The main focus of the fundraising in 2006 was Asia, which accounted for more than half of the capital raised. 93 funds raised $19.4 billion between them, 26 percent more than in 2005.

About a third of this capital will target investments in China and India, where the market has huge growth potential – last year private equity investment equated to just 0.2 percent of GDP in China and 0.5 percent of GDP in India, whereas in more mature markets the figure is closer to 1 or 2 percent.

Other regions that saw a substantial increase in investor demand were sub-Saharan Africa, which grew at 198 percent, and Latin America, with 109 percent growth.

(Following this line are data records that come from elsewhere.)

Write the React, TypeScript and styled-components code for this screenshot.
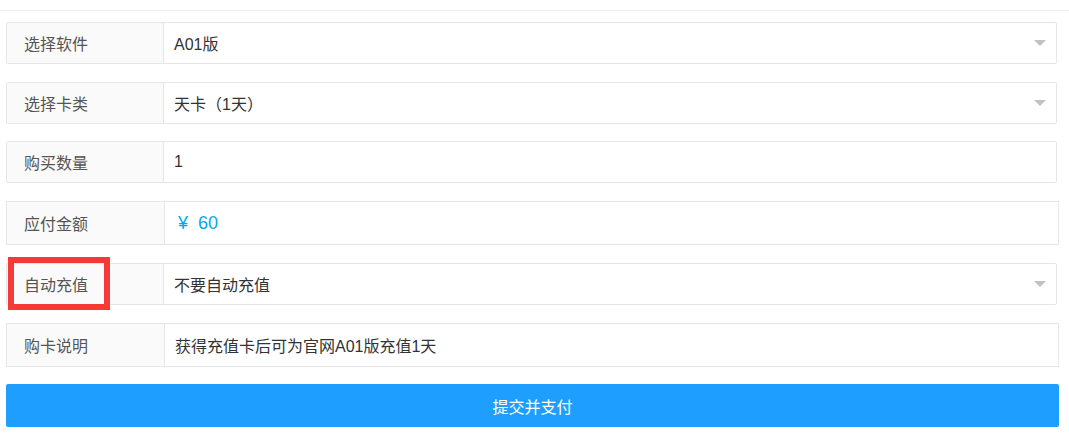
import React from "react";
import styled, { createGlobalStyle } from "styled-components";

const GlobalStyle = createGlobalStyle`
    body {
        margin: 0;
        background: #fff;
        font-family: "Liberation Sans", "Noto Sans CJK SC", sans-serif;
    }
`;

const TopBar = styled.div`
    height: 10px;
    border-bottom: 1px solid #f0f0f0;
`;

const Form = styled.div`
    display: flex;
    flex-direction: column;
    gap: 18px;
    padding: 11px 10px 0 6px;
`;

const Row = styled.div<{ $tall?: boolean; $pull?: boolean }>`
    position: relative;
    display: flex;
    height: ${(p) => (p.$tall ? 44 : 42)}px;
    box-sizing: border-box;
    border: 1px solid #e6e6e6;
    border-radius: ${(p) => (p.$tall ? 0 : 2)}px;
    margin-right: ${(p) => (p.$tall ? 0 : 2)}px;
    margin-top: ${(p) => (p.$pull ? -1 : 0)}px;
`;

const Label = styled.div<{ $wide?: boolean }>`
    width: ${(p) => (p.$wide ? 158 : 157)}px;
    flex-shrink: 0;
    box-sizing: border-box;
    display: flex;
    align-items: center;
    padding-left: 17px;
    background: #fafafa;
    border-right: 1px solid #e6e6e6;
    font-size: 16px;
    color: #555;
`;

const Field = styled.div`
    flex: 1;
    display: flex;
    align-items: center;
    justify-content: space-between;
    padding: 0 10px 0 10px;
    font-size: 16px;
    color: #333;
`;

const Price = styled.span`
    padding-left: 3px;
    font-size: 18px;
    color: #01aaed;
`;

const Currency = styled.span`
    margin-right: 10px;
`;

const Arrow = styled.span`
    width: 0;
    height: 0;
    border-left: 6px solid transparent;
    border-right: 6px solid transparent;
    border-top: 6px solid #c2c2c2;
`;

const Highlight = styled.div`
    position: absolute;
    left: 1px;
    top: -7px;
    width: 102px;
    height: 53px;
    box-sizing: border-box;
    border: 6px solid #f53838;
    pointer-events: none;
`;

const Submit = styled.button`
    height: 43px;
    margin-top: -1px;
    border: none;
    border-radius: 2px;
    background: #1e9fff;
    color: #fff;
    font-family: inherit;
    font-size: 16px;
    cursor: pointer;
`;

export default function App() {
    return (
        <>
            <GlobalStyle />
            <TopBar />
            <Form>
                <Row>
                    <Label>选择软件</Label>
                    <Field>
                        A01版
                        <Arrow />
                    </Field>
                </Row>
                <Row>
                    <Label>选择卡类</Label>
                    <Field>
                        天卡（1天）
                        <Arrow />
                    </Field>
                </Row>
                <Row $pull>
                    <Label>购买数量</Label>
                    <Field>1</Field>
                </Row>
                <Row $tall>
                    <Label $wide>应付金额</Label>
                    <Field>
                        <Price>
                            <Currency>¥</Currency>60
                        </Price>
                    </Field>
                </Row>
                <Row>
                    <Highlight />
                    <Label>自动充值</Label>
                    <Field>
                        不要自动充值
                        <Arrow />
                    </Field>
                </Row>
                <Row $tall>
                    <Label $wide>购卡说明</Label>
                    <Field>获得充值卡后可为官网A01版充值1天</Field>
                </Row>
                <Submit>提交并支付</Submit>
            </Form>
        </>
    );
}
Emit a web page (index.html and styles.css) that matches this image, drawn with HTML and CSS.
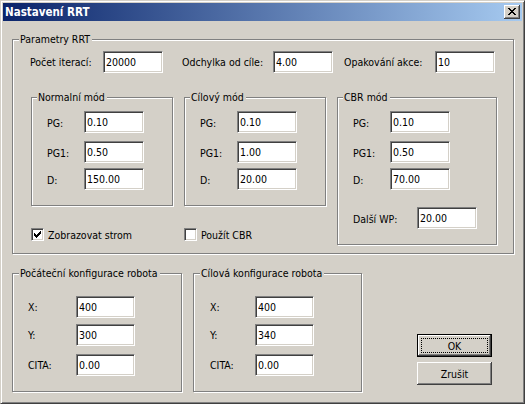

Across the globe, the industry is constantly pushing back its frontiers. For example, The Carlyle Group has raised a fund targeting investments in Mexico. “Private equity is expanding to new markets with no or a limited history of private equity,” said Alexander.

EMPEA’s research also shows that investors are now able to back managers with substantial experience in their target regions. Less than a third of the funds raised were first-time funds, with the vast majority being follow-on efforts. For investors, this makes allocation to emerging markets less of an unknown quantity.

And the other good news is that there is no sign of fundraising slowing down. EMPEA thinks funds raised in 2007 could almost double the 2006 total – it estimates that there are 262 funds in the market, which could raise as much as $65 billion between them.

The likelihood is then that emerging market managers will be faced with the same problem as managers in the more mature markets – with record pools of capital at their disposal, will they be able to put this money to work? Alexander isn’t sure. “It remains to be seen whether investment opportunities in these markets will develop to absorb the increased liquidity,” she said.